2. The system of claim 1, wherein the communication protocol is a wired communication protocol or a second wireless communication protocol.

3. The system of claim 2, wherein the wired communication protocol is Universal Serial Bus (USB), HomePlug, Power Line Communication (PLC), or combinations thereof.

4. The system of claim 2, wherein the second wireless communication protocol is WiFi, Bluetooth, Ultra-wideband (UWB), ZigBee, or combinations thereof.

5. The system of claim 1, wherein the first wireless communication protocol is 3G, 3.5G, 4G, WiFi, WiMax, HSUPA, HSPA, LTE, or combinations thereof.

6. The system of claim 1, further comprising a plurality of clients, wherein the server transmits the image signals to the clients through network.

7. The system of claim 1, further comprising a plurality of clients, wherein the router transmits the image signals to the clients by a first wireless communication protocol.

8. The system of claim 6 or claim 7, wherein the clients converting the image signals to second images and displaying the second images.

9. The system of claim 6 or claim 7, further comprising a plurality of voice communication elements connected to the router and at least one of the server and the clients for voice communication between each other.

10. The system of claim 6 or 7, further comprising at least an input element connected with at least one of the router, the server, and the clients to input a plurality of control instructions of the cameras, wherein functions of the cameras can be utilized according to the control instructions of the cameras

11. The system of claim 10, wherein the functions of the cameras comprising aperture adjustment, shutter adjustment, exposure adjustment, focus adjustment, white balance adjustment, night-vision mode, zoom-in, zoom-out, turning on lights of the cameras, switching to one of the cameras, rotating one of the cameras, or rotating the image signals, which makes the first images rotate.

12. The system of claim 1, wherein the router converting the image signals into a plurality of third images and displaying the third images.

13. The system of claim 1, wherein the server records the image signals.

14. The system of claim 1, further comprising a global positioning system (GPS) connected with the router for producing a plurality of positioning signals, wherein the positioning signals stand for real-time positions of the router;

15. The system of claim 14, wherein the router transmits the positioning signals to the server by the first wireless communication protocol and the server processes the positioning signals to obtain the real-time positions of the router.

16. The system of claim 1, wherein the router triggers transmissions of the image signals by the first wireless communication protocol when a moving scene is detected.

17. A method for remote monitoring and surveillance, comprising the steps of:

a plurality of cameras capturing scenes;

converting the scenes into a plurality of image signals;

transmitting the image signals to a server by a wireless communication protocol;

the server processing the image signals to obtain a plurality of images; and

displaying the images.

18. The method of claim 17, wherein the communication protocol is 3G, 3.5G, 4G, WiFi, WiMax, HSUPA, HSPA, LTE, or combinations thereof.

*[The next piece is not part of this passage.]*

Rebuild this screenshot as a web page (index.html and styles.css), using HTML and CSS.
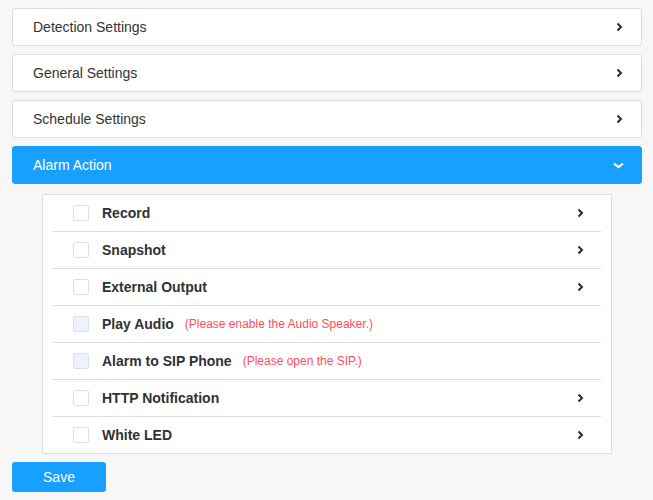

19. The method of claim 17, further comprising the steps of:

inputting a plurality of control instructions of the cameras;

utilizing functions of the cameras according to the control instructions;

20. The method of claim 19, wherein the functions of the cameras comprising aperture adjustment, shutter adjustment, exposure adjustment, focus adjustment, white balance adjustment, night-vision mode, zoom-in, zoom-out, turning on lights of the cameras, switching to one of the cameras, rotating one of the cameras, or rotating the image signals, which makes the first images rotate.